Mi sono chiesto cosa voleva dirci, Ballard, con questo libro e la risposta la dà lui, in un interessante post-fazione, in cui, tra le altre cose dichiara di voler spianare la strada "a tutti i nostri piaceri più concreti e delicati - quelli delle delizie del dolore e della mutilazione; del sesso come arena perfetta, come brodo di coltura di sterile pus, per tutte le veroniche delle nostre perversioni; della libertà morale di attendere alla nostra psicopatologia come a un gioco; dell’apparente illimitatezza delle nostre capacità di concettualizzazione. Ciò che i nostri figli hanno da temere realmente non sono le autostrade del domani, bensì il nostro sottile piacere nel calcolare i più eleganti parametri delle loro morti."
E sono parole, queste ultime, che assumono un significato completamente nuovo, se rilette oggi, piuttosto che nel 1974, anno della prima edizione del libro.
Insomma, io personalmente avrò fatto anche fatica, ma alla fine è un libro che ti resta dentro. Crudo e crudele, sboccato e perverso, eppure pieno di stile e mai volgare. Un’esperienza, più che una lettura.
Voto: 6,5
[Gelostellato]

Incipit
Vaughan è morto ieri nel suo ultimo scontro. Nel corso della nostra amicizia, aveva fatto le prove della sua morte in molti scontri, ma il suo ultimo è stato proprio e semplicemente un incidente - l'unico.
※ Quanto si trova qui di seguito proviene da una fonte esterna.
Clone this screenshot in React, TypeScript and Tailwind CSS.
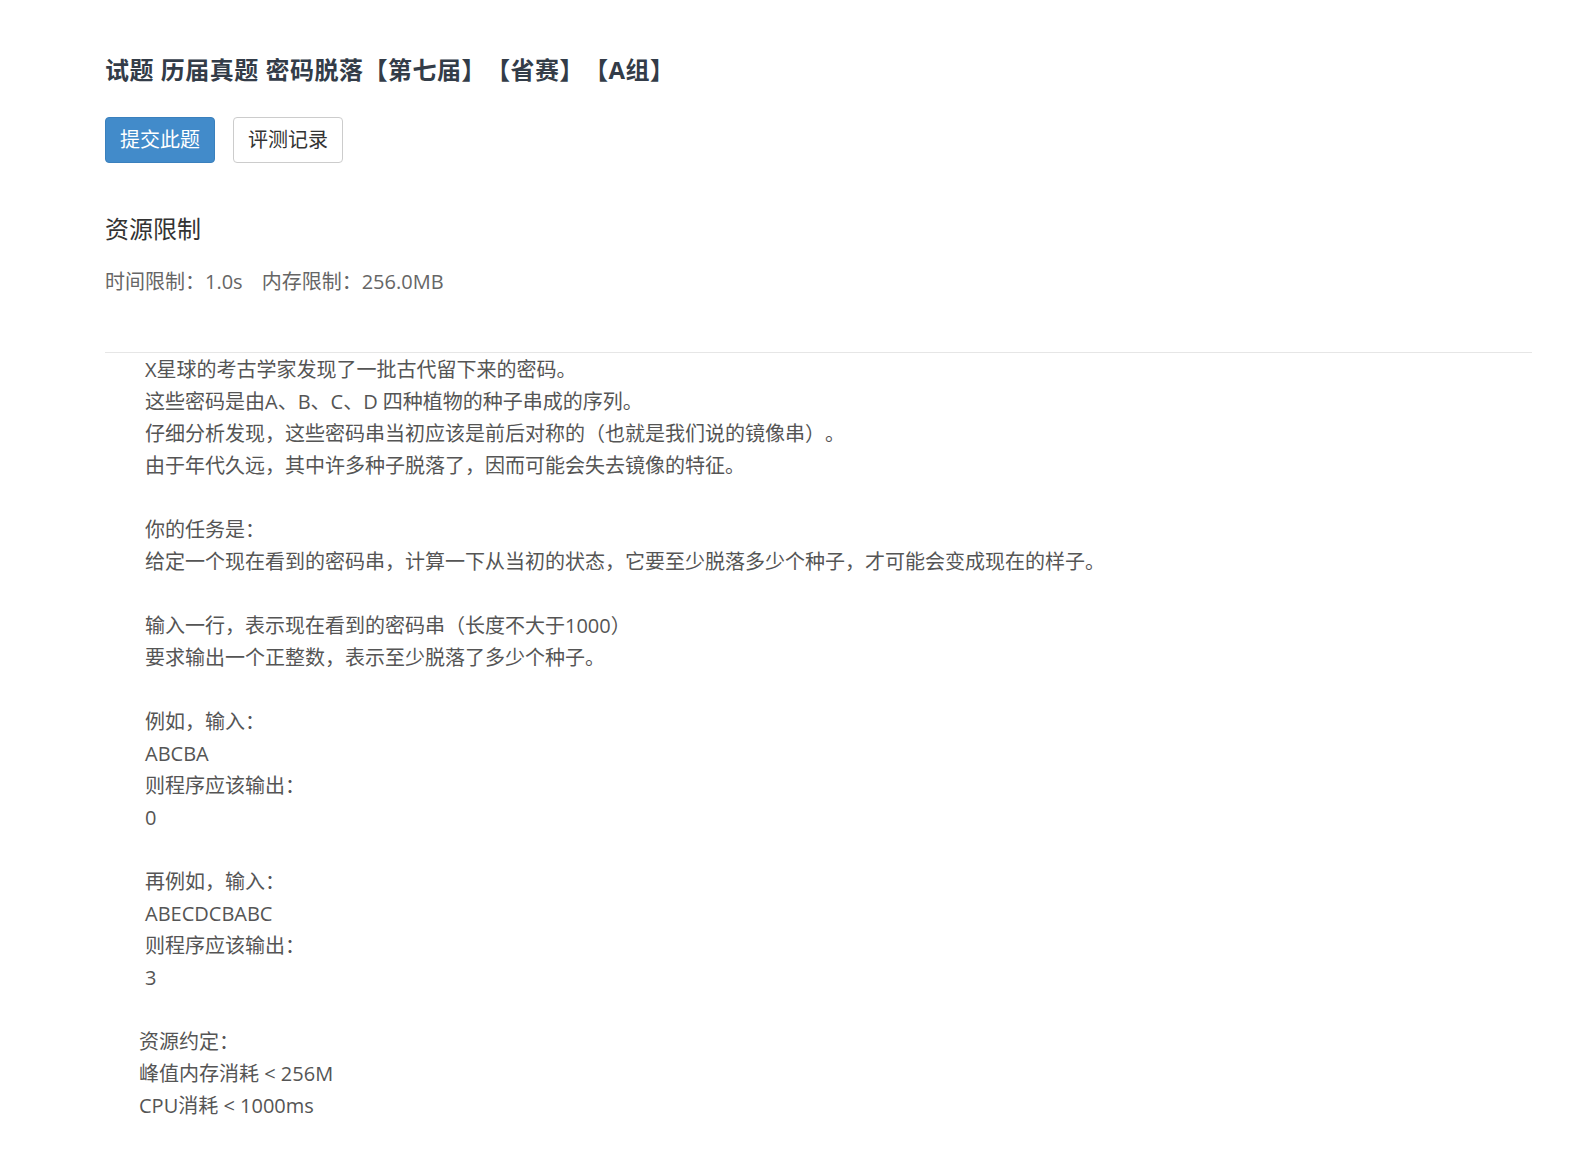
import React from "react";

const font = {
  fontFamily: '"Open Sans", "Noto Sans CJK SC", sans-serif',
  textSpacingTrim: "space-all",
} as React.CSSProperties;

const body: string[] = [
  "X星球的考古学家发现了一批古代留下来的密码。",
  "这些密码是由A、B、C、D 四种植物的种子串成的序列。",
  "仔细分析发现，这些密码串当初应该是前后对称的（也就是我们说的镜像串）。",
  "由于年代久远，其中许多种子脱落了，因而可能会失去镜像的特征。",
  "",
  "你的任务是：",
  "给定一个现在看到的密码串，计算一下从当初的状态，它要至少脱落多少个种子，才可能会变成现在的样子。",
  "",
  "输入一行，表示现在看到的密码串（长度不大于1000）",
  "要求输出一个正整数，表示至少脱落了多少个种子。",
  "",
  "例如，输入：",
  "ABCBA",
  "则程序应该输出：",
  "0",
  "",
  "再例如，输入：",
  "ABECDCBABC",
  "则程序应该输出：",
  "3",
  "",
];

const limits = ["资源约定：", "峰值内存消耗 < 256M", "CPU消耗 < 1000ms"];

export default function App() {
  return (
    <main className="min-h-screen bg-white pl-[105px] pr-[49px] pt-[54px] pb-10" style={font}>
      <h1 className="text-[24px] font-bold leading-[32px] tracking-[0.5px] text-[#333c48]">
        试题 历届真题 密码脱落【第七届】【省赛】【A组】
      </h1>

      <div className="mt-[31px] flex gap-[18px]">
        <button className="h-[46px] rounded-[4px] border border-[#3a80bd] bg-[#428bca] px-[14px] text-[20px] text-white">
          提交此题
        </button>
        <button className="h-[46px] rounded-[4px] border border-[#cccccc] bg-white px-[14px] text-[20px] text-[#333]">
          评测记录
        </button>
      </div>

      <h2 className="mt-[50px] text-[24px] leading-[32px] text-[#333]">资源限制</h2>
      <div className="mt-[21px] text-[20px] leading-[32px] text-[#666]">
        <span>时间限制：1.0s</span>
        <span className="ml-[19px]">内存限制：256.0MB</span>
      </div>

      <div className="mt-[54px] border-t border-[#e6e6e6] pt-px">
        <div className="pl-[40px] text-[20px] leading-[32px] text-[#555]">
          {body.map((line, i) =>
            line ? <div key={i}>{line}</div> : <div key={i} className="h-[32px]" />
          )}
        </div>
        <div className="pl-[34px] text-[20px] leading-[32px] text-[#555]">
          {limits.map((line, i) => (
            <div key={i}>{line}</div>
          ))}
        </div>
      </div>
    </main>
  );
}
Guidata in rotta di collisione verso la berlina dell'attrice cinematografica, la sua macchina ha saltato il parapetto del cavalcavia dell'aeroporto di Londra ed è precipitata, sfondandolo, sul tetto di un autobus carico di passeggeri delle linee aeree. Quando, un'ora più tardi, mi sono aperto la strada fra i tecnici della polizia, i corpi schiacciati dei turisti del tutto-completo giacevano ancora sui sedili vinilici, come un'emorragia del sole. Reggendosi al braccio dell'autista, l'attrice cinematografica Elizabeth Taylor, con la quale Vaughan aveva per tanti mesi sognato di morire, stava sola sotto il lampeggio circolare delle ambulanze. Quando mi sono chinato sul corpo di Vaughan, s'è portata alla gola una mano guantata.
La posizione di Vaughan le aveva forse rivelato il tipo di morte da lui escogitato per lei? Nelle ultime settimane di vita, Vaughan non aveva pensato ad altro che alla morte di lei, a quell'incoronazione di ferite da lui inscenata con la devozione di un conte del Collegio d'araldica.